Weekend Project

Justin Newcombe's tips on outdoor DIY projects

Weekend project: One man's rubbish ...

By Justin Newcombe

2 comments
After filling the basket with aggregate sew the lid down. Photo / Supplied
After filling the basket with aggregate sew the lid down. Photo / Supplied

Once in a while we pull up a path, or dig a hole and pull out some rocks, or maybe you have some old bricks lying around or even some river pebbles left over from that old boulder garden. What you're left with is hard fill, expensive to dump as well as to buy. Obviously if you're preparing a patio or driveway this material is invaluable as clean fill. But if you don't have a use for it right away, you don't want it hanging around on the driveway for six months while you get your act together.

So I've come up with a solution which anybody can do and which makes a useful versatile object you can use in many parts of the garden.

Gabions or wire baskets filled with concrete can be used as a border or raised edge, to flatten out sloping paths or as a step under pavers. Gabions will not last as steps on their own as the wire will wear out and the basket will burst, so they need to be covered with timber, stone or pavers. In fact you can make a whole new raised garden from something that was previously annoying rubbish.

Once the gabions are installed then filled they're quite solid so they can be stacked like bricks.

To build a larger weight-bearing wall requires some engineering, but small garden projects can be achieved easily. Nothing better than turning an expensive waste problem into a tidy solution.
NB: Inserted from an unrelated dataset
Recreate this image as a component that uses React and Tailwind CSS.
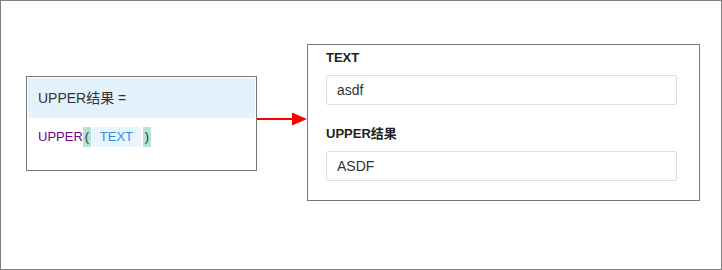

To make the gabions, I've used a roll of square profile wire, cut into strips then sewn together with wire to form my baskets. I've made mine 500mm long, 200mm high and 200mm wide. The best way to measure the wire though is to count the squares. Once formed, each basket is set in place on a small amount of compacted base course, then filled and sewn closed. The baskets are reasonably time-consuming to make, each one taking about half an hour. But with the help of a few more hands and by employing a bit of a production line this can be reduced to about 10 minutes. I actually found sewing the wire together quite relaxing.

Step 1

Roll out the wire and cut into four strips of equal width. I used square profile wire which meant I was able to count the squares to get even widths. Cut the wire to length. Mine are 500mm long.

Step 2

Using galvanised wire (you'll find it in the fencing section at Bunnings) sew two of the sections together. Then turn the wire inside out so the seam is on the inside. Join the two sections together. Remember to leave the final seam undone.

Step 3

Attach the sides to the three sides of the basket that are joined together.

Step 4

Dig out a shallow footing. Use a level and float to ensure your base course is level; lay a bedding of loose aggregate.

Step 5

Place the empty basket on the footing and, again, check it is level.

Step 6

Fill the basket with aggregate. I used old pavers which gave quite an even, linear effect. Make sure you use smaller aggregates to fill in the gaps. This will make the box a lot tighter.

Step 7

Once the basket is packed right to the top, sew the lid down.

Step 8

Backfill the wall and if the baskets are to be used as step, cover with a tread. I've used pavers to create a step.